Set task: Wherever the string "Tailwind" appears in the listing, copy that line.

Data provided:
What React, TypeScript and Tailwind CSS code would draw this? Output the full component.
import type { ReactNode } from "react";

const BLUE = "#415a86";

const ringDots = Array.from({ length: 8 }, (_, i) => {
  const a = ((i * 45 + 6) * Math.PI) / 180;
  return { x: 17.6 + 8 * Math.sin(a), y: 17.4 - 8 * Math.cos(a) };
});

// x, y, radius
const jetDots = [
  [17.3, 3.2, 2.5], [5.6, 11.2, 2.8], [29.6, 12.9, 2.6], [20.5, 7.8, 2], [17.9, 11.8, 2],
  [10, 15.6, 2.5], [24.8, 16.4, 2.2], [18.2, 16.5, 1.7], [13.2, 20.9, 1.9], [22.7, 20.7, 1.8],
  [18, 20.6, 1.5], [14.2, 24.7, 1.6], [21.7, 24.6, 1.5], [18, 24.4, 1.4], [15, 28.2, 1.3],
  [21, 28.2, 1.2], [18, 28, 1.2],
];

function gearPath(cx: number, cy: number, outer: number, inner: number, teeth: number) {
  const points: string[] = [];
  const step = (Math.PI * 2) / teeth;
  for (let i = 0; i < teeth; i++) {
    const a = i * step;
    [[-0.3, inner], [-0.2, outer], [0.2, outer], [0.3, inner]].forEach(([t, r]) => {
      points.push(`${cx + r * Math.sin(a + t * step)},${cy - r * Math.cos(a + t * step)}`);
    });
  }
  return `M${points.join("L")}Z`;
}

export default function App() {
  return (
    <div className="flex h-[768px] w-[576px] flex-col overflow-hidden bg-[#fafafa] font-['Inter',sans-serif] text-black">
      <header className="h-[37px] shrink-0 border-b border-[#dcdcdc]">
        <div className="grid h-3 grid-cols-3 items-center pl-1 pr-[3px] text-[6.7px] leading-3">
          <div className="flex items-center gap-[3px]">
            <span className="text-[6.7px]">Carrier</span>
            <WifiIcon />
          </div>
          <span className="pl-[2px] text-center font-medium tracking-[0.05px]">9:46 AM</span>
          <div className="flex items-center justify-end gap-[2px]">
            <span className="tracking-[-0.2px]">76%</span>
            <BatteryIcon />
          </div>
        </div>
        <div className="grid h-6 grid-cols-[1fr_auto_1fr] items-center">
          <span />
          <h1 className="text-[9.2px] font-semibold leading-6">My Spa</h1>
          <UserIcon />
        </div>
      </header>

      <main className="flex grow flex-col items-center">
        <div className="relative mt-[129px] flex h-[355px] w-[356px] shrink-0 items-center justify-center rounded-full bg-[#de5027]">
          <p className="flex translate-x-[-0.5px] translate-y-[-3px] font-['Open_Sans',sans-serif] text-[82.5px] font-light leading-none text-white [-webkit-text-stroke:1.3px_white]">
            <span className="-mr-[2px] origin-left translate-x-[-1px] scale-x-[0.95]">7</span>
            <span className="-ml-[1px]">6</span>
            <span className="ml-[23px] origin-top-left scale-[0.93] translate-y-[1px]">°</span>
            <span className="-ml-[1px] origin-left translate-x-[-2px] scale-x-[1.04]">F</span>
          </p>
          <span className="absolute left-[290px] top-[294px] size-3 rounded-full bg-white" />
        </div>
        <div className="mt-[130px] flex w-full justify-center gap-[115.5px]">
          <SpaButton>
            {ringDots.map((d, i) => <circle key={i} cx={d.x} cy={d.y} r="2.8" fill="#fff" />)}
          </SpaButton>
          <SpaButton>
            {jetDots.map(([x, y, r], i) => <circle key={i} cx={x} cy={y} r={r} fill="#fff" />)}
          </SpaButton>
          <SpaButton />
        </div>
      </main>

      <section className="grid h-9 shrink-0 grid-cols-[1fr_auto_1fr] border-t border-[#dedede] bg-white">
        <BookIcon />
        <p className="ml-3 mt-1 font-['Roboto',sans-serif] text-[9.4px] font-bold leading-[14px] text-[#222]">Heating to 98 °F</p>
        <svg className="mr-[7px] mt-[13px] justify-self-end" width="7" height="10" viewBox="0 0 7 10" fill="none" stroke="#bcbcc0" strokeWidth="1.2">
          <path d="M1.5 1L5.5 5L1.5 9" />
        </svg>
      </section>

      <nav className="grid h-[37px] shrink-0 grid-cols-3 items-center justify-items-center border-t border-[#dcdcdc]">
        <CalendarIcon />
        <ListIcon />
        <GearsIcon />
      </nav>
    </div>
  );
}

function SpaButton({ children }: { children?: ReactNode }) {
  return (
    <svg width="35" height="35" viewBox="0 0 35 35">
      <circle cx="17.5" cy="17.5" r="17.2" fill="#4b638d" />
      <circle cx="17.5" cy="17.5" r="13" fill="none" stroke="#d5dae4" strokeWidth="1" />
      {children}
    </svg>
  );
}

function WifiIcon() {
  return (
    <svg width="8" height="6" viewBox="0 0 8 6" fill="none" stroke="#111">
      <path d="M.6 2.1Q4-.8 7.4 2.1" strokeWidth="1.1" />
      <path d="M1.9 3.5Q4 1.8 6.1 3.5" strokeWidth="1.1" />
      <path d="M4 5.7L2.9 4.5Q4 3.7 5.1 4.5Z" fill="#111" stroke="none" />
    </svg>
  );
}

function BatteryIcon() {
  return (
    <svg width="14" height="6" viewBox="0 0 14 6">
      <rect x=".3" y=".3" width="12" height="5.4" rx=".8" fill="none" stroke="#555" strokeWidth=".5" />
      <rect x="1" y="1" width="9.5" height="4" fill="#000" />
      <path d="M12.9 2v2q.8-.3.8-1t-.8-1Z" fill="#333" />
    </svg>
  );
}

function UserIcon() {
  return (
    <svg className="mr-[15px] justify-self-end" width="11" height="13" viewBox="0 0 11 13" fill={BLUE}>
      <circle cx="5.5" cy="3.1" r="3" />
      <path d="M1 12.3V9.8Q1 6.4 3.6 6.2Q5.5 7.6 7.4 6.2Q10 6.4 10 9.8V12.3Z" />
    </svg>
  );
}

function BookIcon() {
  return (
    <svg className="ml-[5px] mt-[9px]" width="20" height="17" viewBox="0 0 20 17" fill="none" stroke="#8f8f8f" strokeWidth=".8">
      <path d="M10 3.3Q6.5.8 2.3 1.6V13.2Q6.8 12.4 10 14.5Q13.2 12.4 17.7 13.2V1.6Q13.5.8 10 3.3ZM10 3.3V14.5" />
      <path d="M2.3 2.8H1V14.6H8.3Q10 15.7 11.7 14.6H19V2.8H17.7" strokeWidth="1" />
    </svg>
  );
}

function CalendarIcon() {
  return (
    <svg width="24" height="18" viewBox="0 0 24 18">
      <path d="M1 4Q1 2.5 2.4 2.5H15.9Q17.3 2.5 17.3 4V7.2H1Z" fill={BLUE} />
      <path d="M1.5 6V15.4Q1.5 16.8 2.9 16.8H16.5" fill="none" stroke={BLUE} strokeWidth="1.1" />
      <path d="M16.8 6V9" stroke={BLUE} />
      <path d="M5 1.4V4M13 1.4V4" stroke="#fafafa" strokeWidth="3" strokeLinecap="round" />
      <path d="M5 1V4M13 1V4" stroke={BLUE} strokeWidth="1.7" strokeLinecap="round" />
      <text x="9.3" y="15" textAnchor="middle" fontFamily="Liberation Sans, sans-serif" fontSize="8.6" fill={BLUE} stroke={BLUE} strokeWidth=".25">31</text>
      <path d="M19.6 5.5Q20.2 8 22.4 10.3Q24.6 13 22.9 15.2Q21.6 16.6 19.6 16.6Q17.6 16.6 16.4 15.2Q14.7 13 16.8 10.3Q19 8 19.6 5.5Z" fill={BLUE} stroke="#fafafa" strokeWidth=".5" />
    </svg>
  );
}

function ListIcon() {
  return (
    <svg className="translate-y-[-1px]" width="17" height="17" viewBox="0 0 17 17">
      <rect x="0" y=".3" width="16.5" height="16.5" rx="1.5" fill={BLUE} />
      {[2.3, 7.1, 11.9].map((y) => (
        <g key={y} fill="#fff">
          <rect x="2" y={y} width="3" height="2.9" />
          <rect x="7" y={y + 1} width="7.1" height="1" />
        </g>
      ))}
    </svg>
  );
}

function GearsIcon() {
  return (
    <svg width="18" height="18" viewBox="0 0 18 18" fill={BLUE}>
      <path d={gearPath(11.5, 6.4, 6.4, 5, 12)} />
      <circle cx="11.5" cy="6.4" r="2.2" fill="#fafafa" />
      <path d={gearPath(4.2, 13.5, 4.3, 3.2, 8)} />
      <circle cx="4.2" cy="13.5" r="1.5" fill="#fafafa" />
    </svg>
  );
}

...

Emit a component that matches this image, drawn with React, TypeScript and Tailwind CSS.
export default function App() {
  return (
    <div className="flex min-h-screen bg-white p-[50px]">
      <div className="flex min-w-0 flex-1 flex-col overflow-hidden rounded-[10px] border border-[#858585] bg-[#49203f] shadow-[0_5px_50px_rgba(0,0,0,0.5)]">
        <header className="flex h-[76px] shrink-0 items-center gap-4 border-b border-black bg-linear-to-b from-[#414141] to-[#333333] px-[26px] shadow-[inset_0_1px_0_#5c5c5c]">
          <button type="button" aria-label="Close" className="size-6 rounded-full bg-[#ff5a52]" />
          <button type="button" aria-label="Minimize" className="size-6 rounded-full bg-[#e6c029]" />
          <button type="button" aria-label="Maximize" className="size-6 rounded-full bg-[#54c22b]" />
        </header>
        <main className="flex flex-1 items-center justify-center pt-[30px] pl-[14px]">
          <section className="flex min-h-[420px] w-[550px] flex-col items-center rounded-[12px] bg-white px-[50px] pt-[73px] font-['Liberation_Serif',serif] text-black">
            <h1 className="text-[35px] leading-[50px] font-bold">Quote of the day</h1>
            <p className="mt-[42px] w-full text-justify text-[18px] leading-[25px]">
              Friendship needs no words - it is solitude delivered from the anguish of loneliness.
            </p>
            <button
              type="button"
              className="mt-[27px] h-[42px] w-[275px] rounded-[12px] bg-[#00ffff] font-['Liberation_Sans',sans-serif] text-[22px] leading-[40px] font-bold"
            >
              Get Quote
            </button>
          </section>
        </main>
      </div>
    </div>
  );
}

Full output:
What React, TypeScript and Tailwind CSS code would draw this? Output the full component.
Emit a component that matches this image, drawn with React, TypeScript and Tailwind CSS.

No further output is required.